Duffy reconheceu que o setor de aviação gerou superávits comerciais para os EUA graças ao pacto de décadas. Ele disse a jornalistas:
— Deveríamos tirar a aviação da mesa de negociações, voltando a 1979, o que nos ajuda a eliminar ferramentas de negociação que hoje são úteis para nossos parceiros.
Atualmente, as tarifas dos EUA cobrem € 380 bilhões (US$ 445 bilhões), ou cerca de 70% das exportações europeias para o país, segundo estimativas da UE. Em sua última previsão, feita em maio, a Comissão Europeia revisou significativamente para baixo sua projeção de crescimento para este ano como resultado da guerra comercial, esperando uma leve alta de 1,1%, ante 1,5% estimados em novembro.
Pressão para livrar automóveis
A UE tem até 1º de agosto para firmar um acordo comercial preliminar que mantenha uma tarifa de 10% enquanto os negociadores trabalham por um pacto permanente.

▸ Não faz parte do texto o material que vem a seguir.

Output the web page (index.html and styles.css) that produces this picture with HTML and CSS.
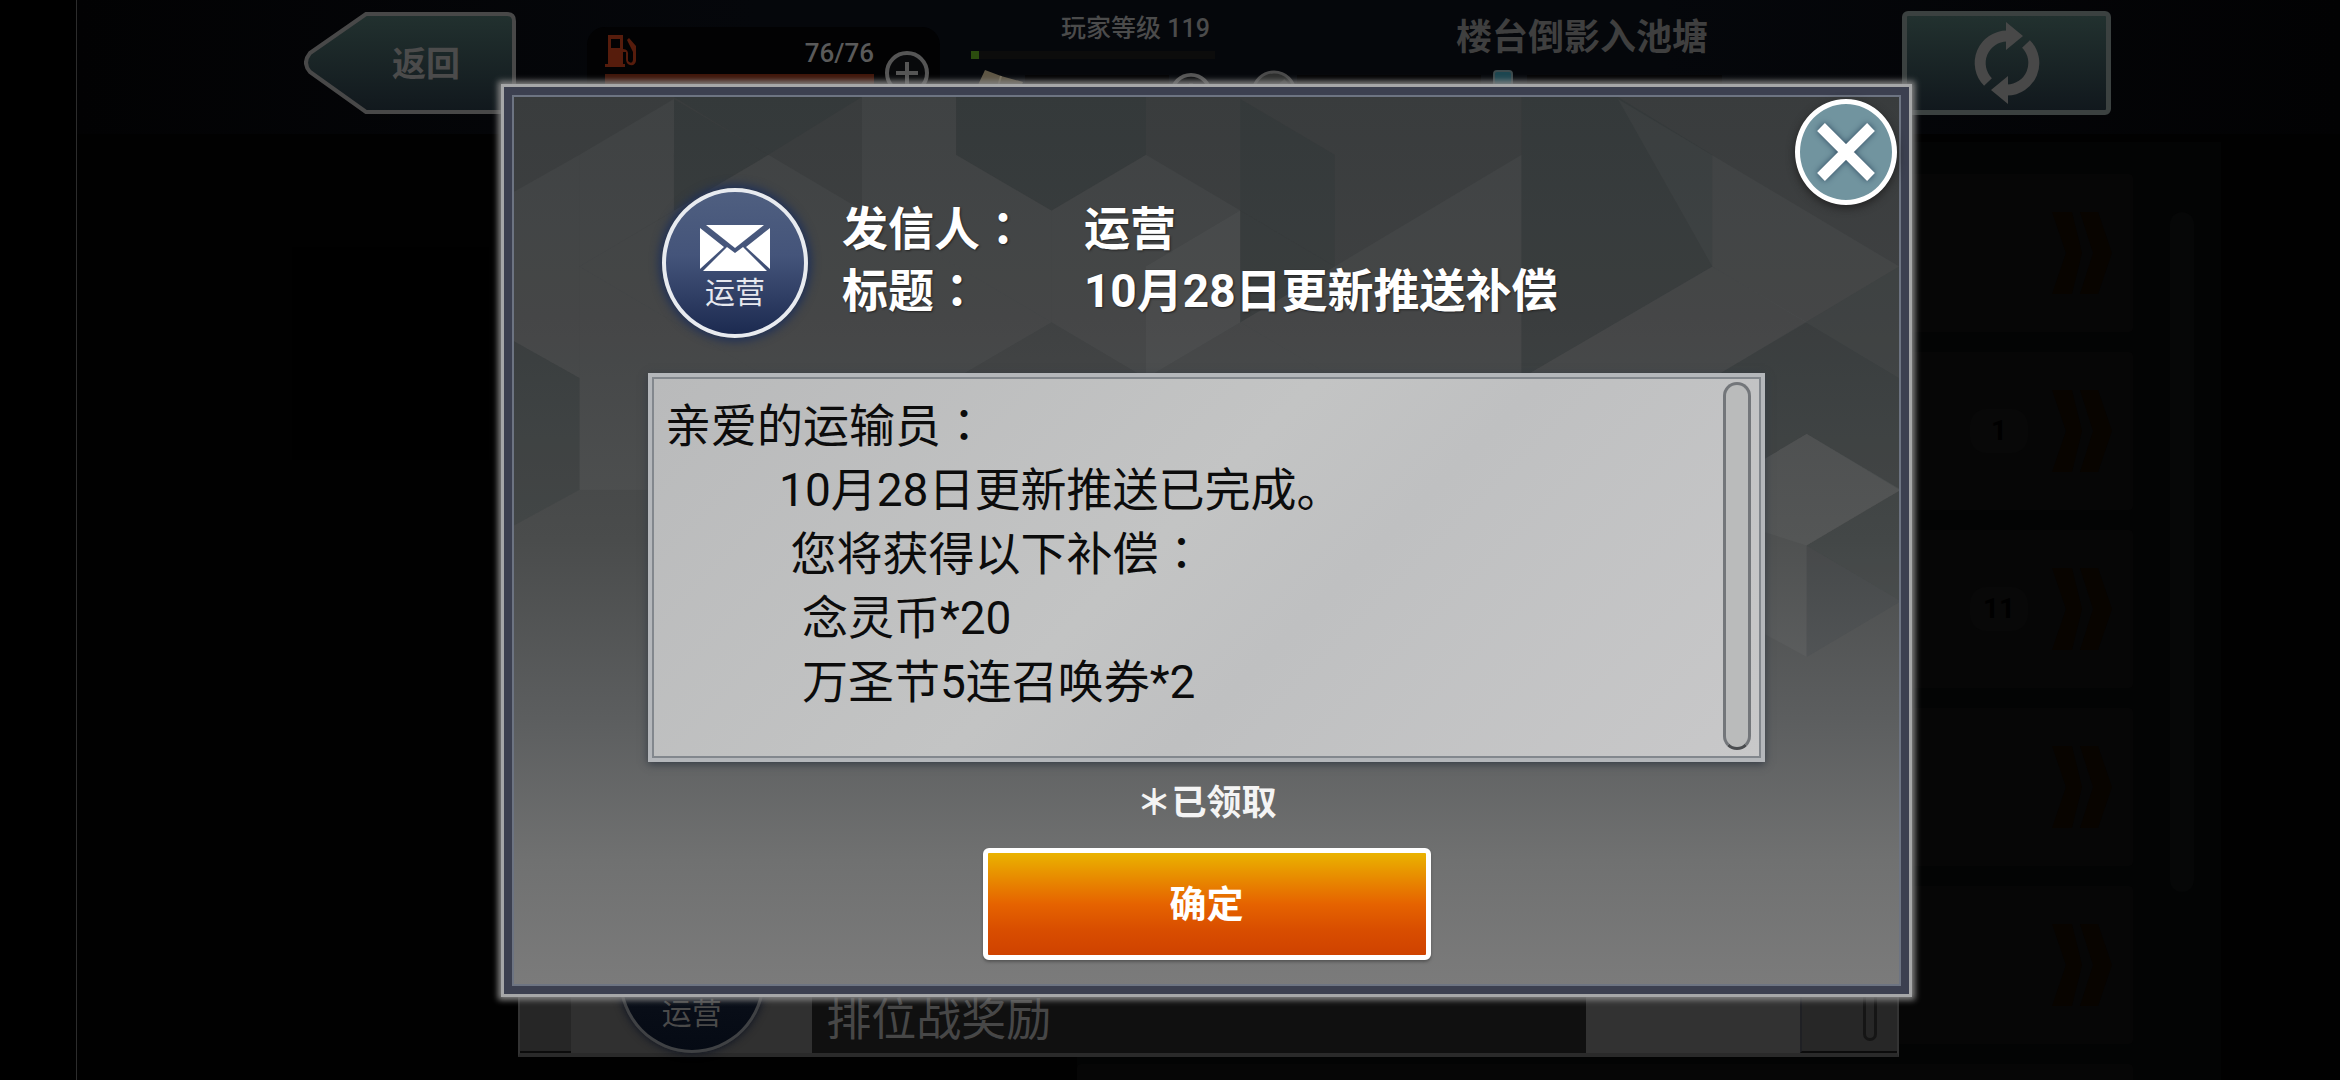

Se não houver acordo até essa data, as tarifas sobre quase todas as exportações do bloco para os EUA saltarão para 50%.
O bloco também pressiona os EUA por cotas e isenções para reduzir, na prática, a tarifa de 25% aplicada por Washington a automóveis e peças, além da tarifa de 50% sobre aço e alumínio, segundo as fontes. Mas um avanço nessas questões ainda não está à vista.
As tarifas sobre veículos aumentaram os custos e a complexidade para os fabricantes europeus, que dependem do lucrativo mercado norte-americano para vender seus SUVs maiores e mais caros.
A situação é especialmente crítica para as montadoras alemãs, que enfrentam pressão para manter participação nos EUA enquanto perdem terreno na China, onde marcas locais como a BYD Co. estão dominando.
A Porsche AG e a Mercedes relataram esta semana queda nas vendas de veículos, devido à redução de entregas na América do Norte e na China.
No entanto, a UE e os EUA estão discutindo um mecanismo de compensação que permitiria que montadoras europeias com fábricas nos EUA exportassem um certo volume isento de tarifas, segundo fontes. Isso beneficiaria empresas como BMW, Mercedes e a marca Volkswagen AG.
Já Porsche e Ferrari, que não possuem fábricas nos EUA e importam todos os seus veículos da Europa, ficariam de fora.
A Audi, da Volkswagen, está atualmente avaliando a possibilidade de iniciar produção nos EUA, e em maio anunciou que escolherá um local ainda este ano. Seu modelo mais vendido nos EUA, o SUV Q5, é importado do México. As vendas do modelo caíram 29% no segundo trimestre.
A Mercedes transferirá a produção do SUV GLC — seu modelo mais popular nos EUA — para sua fábrica no Alabama até 2027.
O chanceler alemão Friedrich Merz apoiou no mês passado a ideia de uma regra de compensação para aliviar tarifas sobre algumas montadoras europeias. Mas as negociações se tornaram mais urgentes desde então.
— Queremos um acordo com os americanos — disse o ministro das Finanças da Alemanha, Lars Klingbeil, a parlamentares em Berlim nesta terça-feira. — Mas o acordo precisa ser justo — e, se não conseguirmos alcançar um acordo justo com os EUA, a UE terá que adotar contramedidas para proteger nossa economia.